このプロセスには最低でも15カ月かかるが、モートンソンが最近ソフトウエアに特化したテック企業の幹部らと話したところ、そのプロセスに着手している企業はほとんどなかったという。
「2025年後半から2026年までは無理だろう。そこには何もない。何の変哲もないただのハンバーガーだ」
IT予算は逼迫している
ソフトウェア企業もまた、顧客がソフトウェアからGPUハードウェアへと支出の優先順位を変えているために厳しいIT予算に対処している。
「大手企業は、AIが『正しくなければならない』命題であることを認識しており、その結果、現在は半導体とハードウェアへの支出に比重を置き、ソフトウェア支出を抑えている。この状況は当面続くだろう」とブルー・チップ・デイリー(Blue Chip Daily)のストラテジストであるラリー・テンタレリ(Larry Tentarelli)はBusiness Insiderに語った。
「現在、IT予算は非常に厳しい状況にあるため、どこもSaaS(Software as a Service)を注意深く調べているところだ」とモートンソンは言う。
モートンソンによると、この動きは、2025年までハードウェア株がソフトウェア株を上回り続けることを意味するという。
「我々は小さなハイプサイクルの中にいる。
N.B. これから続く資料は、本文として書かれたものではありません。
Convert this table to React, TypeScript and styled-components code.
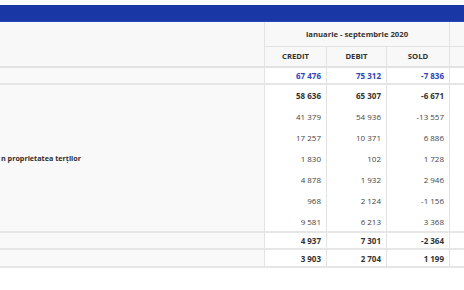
import React, { FC } from "react";
import styled, { createGlobalStyle } from "styled-components";

const GlobalStyle = createGlobalStyle`
  html, body {
    margin: 0;
    padding: 0;
    background: #ffffff;
    font-family: "Open Sans", "Noto Sans", sans-serif;
  }
  * {
    box-sizing: border-box;
  }
`;

type Row = {
  credit: string;
  debit: string;
  sold: string;
};

const groupRows: Row[] = [
  { credit: "58 636", debit: "65 307", sold: "-6 671" },
  { credit: "41 379", debit: "54 936", sold: "-13 557" },
  { credit: "17 257", debit: "10 371", sold: "6 886" },
  { credit: "1 830", debit: "102", sold: "1 728" },
  { credit: "4 878", debit: "1 932", sold: "2 946" },
  { credit: "968", debit: "2 124", sold: "-1 156" },
  { credit: "9 581", debit: "6 213", sold: "3 368" },
];

const Page = styled.div`
  padding-top: 5px;
  width: 464px;
  overflow: hidden;
`;

const TopBar = styled.div`
  height: 17px;
  background: #1a37a6;
  border-bottom: 1px solid #2c48b4;
`;

const Table = styled.table`
  table-layout: fixed;
  border-collapse: separate;
  border-spacing: 0;
  width: 530px;
  font-size: 8px;
  color: #555;
`;

const HeadCell = styled.th<{ $height: number; $thick?: boolean }>`
  height: ${(p) => p.$height}px;
  padding: 0 4px;
  background: #f8f8f8;
  color: #333;
  font-weight: 700;
  font-size: 7.7px;
  text-align: center;
  vertical-align: middle;
  border-right: 1px solid #e3e3e3;
  border-bottom: ${(p) => (p.$thick ? 2 : 1)}px solid #e3e3e3;
  white-space: nowrap;
`;

const LabelCell = styled.td<{ $height?: number }>`
  height: ${(p) => p.$height ?? 0}px;
  padding: 0 0 0 1px;
  background: #f9f9f9;
  color: #2e2e2e;
  font-weight: 700;
  font-size: 7.2px;
  text-align: left;
  vertical-align: middle;
  border-right: 1px solid #e3e3e3;
  border-bottom: 2px solid #e6e6e6;
  white-space: nowrap;
`;

const NumCell = styled.td<{
  $height: number;
  $bold?: boolean;
  $blue?: boolean;
  $last?: boolean;
}>`
  height: ${(p) => p.$height}px;
  padding: 0 5px 0 0;
  background: #ffffff;
  text-align: right;
  vertical-align: middle;
  font-weight: ${(p) => (p.$bold ? 700 : 400)};
  color: ${(p) => (p.$blue ? "#2f45b8" : p.$bold ? "#333" : "#444")};
  border-right: 1px solid #e3e3e3;
  border-bottom: ${(p) => (p.$last ? "2px solid #e6e6e6" : "none")};
  white-space: nowrap;
`;

type LineProps = {
  row: Row;
  height: number;
  bold?: boolean;
  blue?: boolean;
  last?: boolean;
};

const NumCells: FC<LineProps> = ({ row, height, bold, blue, last }) => (
  <>
    <NumCell $height={height} $bold={bold} $blue={blue} $last={last}>
      {row.credit}
    </NumCell>
    <NumCell $height={height} $bold={bold} $blue={blue} $last={last}>
      {row.debit}
    </NumCell>
    <NumCell $height={height} $bold={bold} $blue={blue} $last={last}>
      {row.sold}
    </NumCell>
    <NumCell $height={height} $last={last}></NumCell>
  </>
);

const App: FC = () => {
  return (
    <Page>
      <GlobalStyle />
      <TopBar />
      <Table>
        <colgroup>
          <col style={{ width: 265 }} />
          <col style={{ width: 62 }} />
          <col style={{ width: 60 }} />
          <col style={{ width: 63 }} />
          <col style={{ width: 80 }} />
        </colgroup>
        <thead>
          <tr>
            <HeadCell $height={46} $thick rowSpan={2}></HeadCell>
            <HeadCell $height={24} colSpan={3}>
              ianuarie - septembrie 2020
            </HeadCell>
            <HeadCell $height={24}></HeadCell>
          </tr>
          <tr>
            <HeadCell $height={21} $thick>CREDIT</HeadCell>
            <HeadCell $height={21} $thick>DEBIT</HeadCell>
            <HeadCell $height={21} $thick>SOLD</HeadCell>
            <HeadCell $height={21} $thick></HeadCell>
          </tr>
        </thead>
        <tbody>
          <tr>
            <LabelCell $height={17}></LabelCell>
            <NumCells
              row={{ credit: "67 476", debit: "75 312", sold: "-7 836" }}
              height={17}
              bold
              blue
              last
            />
          </tr>
          {groupRows.map((row, idx) => (
            <tr key={idx}>
              {idx === 0 && (
                <LabelCell rowSpan={groupRows.length}>
                  n proprietatea terților
                </LabelCell>
              )}
              <NumCells
                row={row}
                height={idx === groupRows.length - 1 ? 22 : 21}
                bold={idx === 0}
                last={idx === groupRows.length - 1}
              />
            </tr>
          ))}
          <tr>
            <LabelCell $height={17}></LabelCell>
            <NumCells
              row={{ credit: "4 937", debit: "7 301", sold: "-2 364" }}
              height={17}
              bold
              last
            />
          </tr>
          <tr>
            <LabelCell $height={18}></LabelCell>
            <NumCells
              row={{ credit: "3 903", debit: "2 704", sold: "1 199" }}
              height={18}
              bold
              last
            />
          </tr>
        </tbody>
      </Table>
    </Page>
  );
};

export default App;
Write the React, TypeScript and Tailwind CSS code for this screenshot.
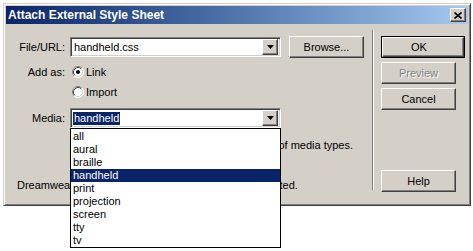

インフラが調整され、コストが削減され、アプリケーションがこの次世代アーキテクチャで動作するように設計されるまでは、これが最終的な結論だ。それが実現してデータが移行されるまで、企業向けのソフトウェア生成AIは実現しないだろう」とモートンソンは言う。
「生成AIソフトウェアに関しては本末転倒だ。アプリケーションがないのだ」
映画『マネー・ショート 華麗なる大逆転』の登場人物のモデルとして有名な実業家のスティーブ・アイズマン(Steve Eisman)もハードウェア株がソフトウェア株に比べて引き続き好調を維持すると予想していると2024年6月13日にCNBCの番組内で話している。
「すべてとは言わないが、一部のソフトウェア企業が事業の周囲に築いている塀はそれほど高くはならないだろう。ハードウェアの再評価は今後も続くだろうし、ソフトウェアの一部は頓挫するという議論も成り立つ」とアイスマンは語っている。